Für dieses Engagement wurde das 4-Sterne-Hotel am Sebnitzer Markt jetzt mit dem Sächsischen Integrationspreis 2016 ausgezeichnet – als einer von drei Preisträgern in ganz Sachsen. Die Verleihung ging am vergangenen Freitag im Plenarsaal des Landtags in Dresden über die Bühne, mehr als 70 Initiativen waren nominiert. Hoteldirektorin Margaux Steiger ist vor allem überrascht, dass die Jury ihr Tun für preiswürdig erachtete: „Ich hätte nicht gedacht, dass das schon ausreicht, um einen landesweiten Preis zu gewinnen.“ Schließlich habe sie den Flüchtlingen nur Arbeit gegeben – wie die gesamte Branche sucht auch sie händeringend nach Mitarbeitern – und ein bisschen Zeit geopfert.

Dabei ist der Aufwand spürbar größer. Bis ein Unternehmen einen Geflüchteten anstellen kann, ist eine Menge Bürokratie zu bewältigen. Für ihre neuen Mitarbeiter hat Margaux Steiger außerdem eine Art Patenschaft übernommen.

Beschimpfungen auf Facebook

Sie hilft beim Abschluss von Verträgen, erinnert an Überweisungen, gibt Tipps für den Kauf einer Winterjacke. Nichts, was sie nicht auch für andere tun würde, sagt sie. Mit dem großen Unterschied, dass die Flüchtlinge hier sonst niemanden haben. Schon im Frühjahr 2015 hatte sie die Teilnehmer eines Sprachkurses zum Kaffeetrinken eingeladen, vor einem Jahr gab es ein großes Begegnungstreffen im Hotel, Mitarbeiter und Geschäftsführung spendeten damals für die Flüchtlingshilfe.

Für ihr Engagement muss die 25-jährige junge Mutter einiges einstecken: Übelste Beschimpfungen auf Facebook, in E-Mails und Briefen, sogar Anfeindungen auf offener Straße. Diese komplett verrohte Kommunikation ist es, was sie am meisten betroffen und traurig macht. Sich beim Thema Flüchtlinge zu engagieren war einfach naheliegend, sagt Margaux Steiger, schließlich ist die Hotellerie von Haus aus eine internationale Branche.
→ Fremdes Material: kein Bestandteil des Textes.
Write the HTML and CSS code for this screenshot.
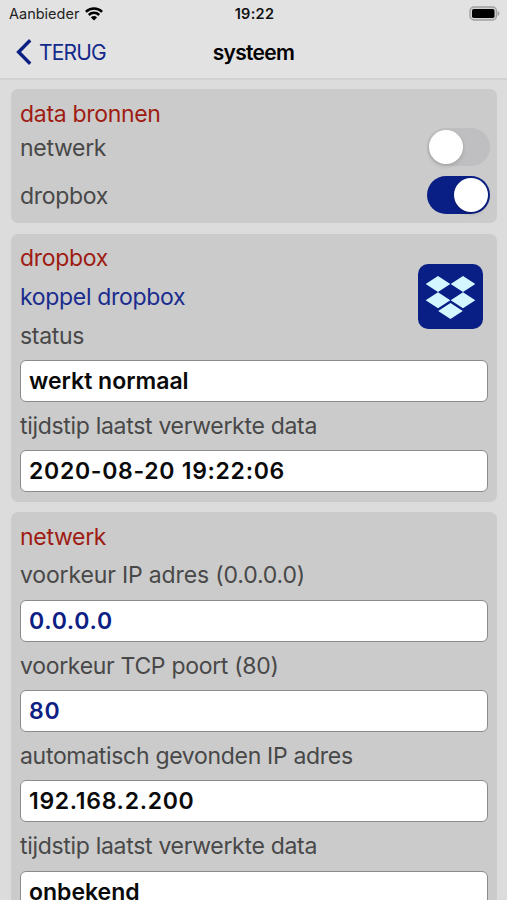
FILE: index.html
```html
<!DOCTYPE html>
<html lang="nl">
<head>
  <meta charset="UTF-8" />
  <meta name="viewport" content="width=device-width, initial-scale=1.0"/>
  <title>systeem</title>
  <link rel="stylesheet" href="styles.css">
</head>
<body>
  <header>
    <div class="status-bar">
      <div class="carrier">
        <span>Aanbieder</span>
        <svg width="18" height="14" viewBox="0 0 18 14" fill="none" stroke="#000" stroke-width="2.5">
          <path d="M.9 4.9a11.5 11.5 0 0 1 16.2 0" />
          <path d="M3.8 8a7.4 7.4 0 0 1 10.4 0" />
          <path d="M9 13.6 5.9 10.4a4.4 4.4 0 0 1 6.2 0z" fill="#000" stroke="none" />
        </svg>
      </div>
      <div class="clock">19:22</div>
      <div class="battery">
        <svg width="31" height="15" viewBox="0 0 31 15">
          <rect x="1" y="1" width="26.5" height="13" rx="4" fill="#d2d2d2" stroke="#a0a0a0" stroke-width="1.4" />
          <rect x="3" y="3" width="22.5" height="9" rx="1.8" fill="#000" />
          <path d="M28.7 5v5c1.1-.5 1.8-1.4 1.8-2.5S29.8 5.5 28.7 5z" fill="#a0a0a0" />
        </svg>
      </div>
    </div>
    <nav>
      <a href="#" class="back">
        <svg width="16" height="26" viewBox="0 0 16 26" fill="none" stroke="#0c2084" stroke-width="3.4">
          <path d="M14.2 1.3 2.6 13l11.6 11.7" />
        </svg>
        <span>TERUG</span>
      </a>
      <h1>systeem</h1>
    </nav>
  </header>

  <main>
    <section class="card sources">
      <h2>data bronnen</h2>
      <div class="switch-row">
        <span>netwerk</span>
        <button class="switch" title="netwerk"></button>
      </div>
      <div class="switch-row">
        <span>dropbox</span>
        <button class="switch on" title="dropbox"></button>
      </div>
    </section>

    <section class="card">
      <div class="link-row">
        <div>
          <h2>dropbox</h2>
          <a href="#" class="link">koppel dropbox</a>
        </div>
        <svg class="dropbox-logo" width="65" height="65" viewBox="0 0 65 65">
          <rect width="65" height="65" rx="10" fill="#0a1f85" />
          <path fill="#d4f7ff" d="M20 12l12.3 8L20 28 7.7 20zM45 12l12.3 8L45 28l-12.3-8zM20 28.3l12.3 8-12.3 8-12.3-8zM45 28.3l12.3 8-12.3 8-12.3-8zM32.5 39l12.3 8-12.3 8-12.3-8z" />
        </svg>
      </div>
      <div class="field">
        <label>status</label>
        <div class="value">werkt normaal</div>
      </div>
      <div class="field">
        <label>tijdstip laatst verwerkte data</label>
        <div class="value number">2020-08-20 19:22:06</div>
      </div>
    </section>

    <section class="card network">
      <h2>netwerk</h2>
      <div class="field">
        <label class="hint">voorkeur IP adres (0.0.0.0)</label>
        <div class="value number editable">0.0.0.0</div>
      </div>
      <div class="field">
        <label>voorkeur TCP poort (80)</label>
        <div class="value number editable">80</div>
      </div>
      <div class="field">
        <label>automatisch gevonden IP adres</label>
        <div class="value number">192.168.2.200</div>
      </div>
      <div class="field">
        <label>tijdstip laatst verwerkte data</label>
        <div class="value">onbekend</div>
      </div>
    </section>
  </main>
</body>
</html>
```
FILE: styles.css
```css
* {
  box-sizing: border-box;
}

body {
  margin: 0;
  height: 900px;
  font-family: Inter, "Liberation Sans", sans-serif;
  font-size: 23px;
  letter-spacing: -0.31px;
  color: #484848;
  background-color: #dcdcdc;
  overflow: hidden;
}

header {
  height: 80px;
  background-color: #e2e2e2;
  border-bottom: 2px solid #d2d2d2;
}

.status-bar {
  display: grid;
  grid-template-columns: 1fr auto 1fr;
  align-items: center;
  height: 27px;
  padding: 0 7px 0 9px;
  font-size: 14.5px;
  letter-spacing: 0;
  color: #222;
}

.carrier {
  display: flex;
  align-items: center;
  gap: 6px;
}

.clock {
  font-weight: 600;
  letter-spacing: 0.3px;
  color: #111;
}

.battery {
  display: flex;
  justify-content: flex-end;
}

nav {
  display: grid;
  grid-template-columns: 1fr auto 1fr;
  align-items: center;
  height: 50px;
  padding: 0 16px;
}

.back {
  display: flex;
  align-items: center;
  gap: 7px;
  color: #14298c;
  text-decoration: none;
  font-size: 21px;
  letter-spacing: -0.8px;
}

h1 {
  margin: 0;
  font-size: 21px;
  font-weight: 600;
  letter-spacing: -0.7px;
  color: #000;
}

main {
  display: flex;
  flex-direction: column;
  gap: 10.5px;
  padding: 9px 10px 0 11px;
}

.card {
  padding: 5px 9px 9.5px;
  border-radius: 7px;
  background-color: #cbcbcb;
}

h2 {
  margin: 0;
  height: 39px;
  font-size: 23px;
  line-height: 40px;
  font-weight: 400;
  color: #9e1b12;
}

.sources {
  height: 134px;
  padding: 5px 7px 0 9px;
}

.sources h2 {
  height: 29px;
  line-height: 41px;
}

.switch-row {
  display: flex;
  justify-content: space-between;
  align-items: center;
  height: 48px;
}

.switch-row span {
  padding-top: 2px;
}

.switch {
  width: 63px;
  height: 38px;
  padding: 2px;
  border: none;
  border-radius: 19px;
  background-color: #bfbfc1;
  display: flex;
}

.switch::before {
  content: "";
  width: 34px;
  height: 34px;
  border-radius: 50%;
  background-color: #fff;
  box-shadow: 0 2px 4px rgba(0,0,0,0.15);
}

.switch.on {
  justify-content: flex-end;
  background-color: #0a1f85;
}

.link-row {
  display: flex;
  justify-content: space-between;
  align-items: center;
  height: 73px;
  padding-right: 5px;
}

.link-row h2 {
  line-height: 38px;
}

.link {
  display: block;
  height: 34px;
  line-height: 38px;
  color: #1a2c8e;
  text-decoration: none;
}

.dropbox-logo {
  flex-shrink: 0;
  margin-top: 42px;
}

.field label {
  display: block;
  height: 48.4px;
  line-height: 49.5px;
}

.field .hint {
  letter-spacing: -0.15px;
}

.value {
  height: 42px;
  padding: 0 8px;
  border: 1.5px solid #8b8b8b;
  border-radius: 6px;
  background-color: #fff;
  color: #0a0a0a;
  font-weight: 600;
  letter-spacing: 0;
  line-height: 41px;
}

.value.number {
  letter-spacing: 0.7px;
}

.value.editable {
  color: #0c2084;
}

.network h2 {
  height: 34px;
}
```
Als sie eine Zeit lang in London gearbeitet hat, waren dort alle möglichen Nationalitäten vertreten. „Da war ich der Ausländer, und die Kollegen haben mir auch geholfen.“

Letztlich tue sie nur das, was die Kritiker immer fordern: Sie hilft dabei, dass Flüchtlinge nicht dem Staat auf der Tasche liegen. Das ist im Alltag nicht immer leicht. Natürlich gibt es mal Verständigungsprobleme, nicht alles klappt auf Anhieb. Es würde nicht funktionieren, wenn die übrigen Mitarbeiter nicht mitziehen würden. „Integration kann nur funktionieren, wenn beide Parteien dazu bereit sind“, sagt Margaux Steiger. Im Sebnitzer Hof klappt es und am Ende lernen alle hinzu. Die neuen Mitarbeiter aus Pakistan haben wie alle anderen einen Adventskalender im Hotel – dieser Brauch musste natürlich erst erklärt werden. Im Gegenzug wissen die deutschen und tschechischen Kollegen nun etwas über den Ramadan. Über das gemeinsame Arbeiten funktioniert Integration am besten, und das ist das Ziel: „Dann ist es nicht mehr der Flüchtling, sondern einfach mein Kollege aus Pakistan“, sagt Margaux Steiger.

Ob die neuen Kollegen aus Pakistan hier bleiben dürfen, steht indes noch nicht fest. Ihre Asylverfahren laufen noch. Dass sie Arbeit haben und Deutsch lernen, ist für die Anerkennung nicht entscheidend.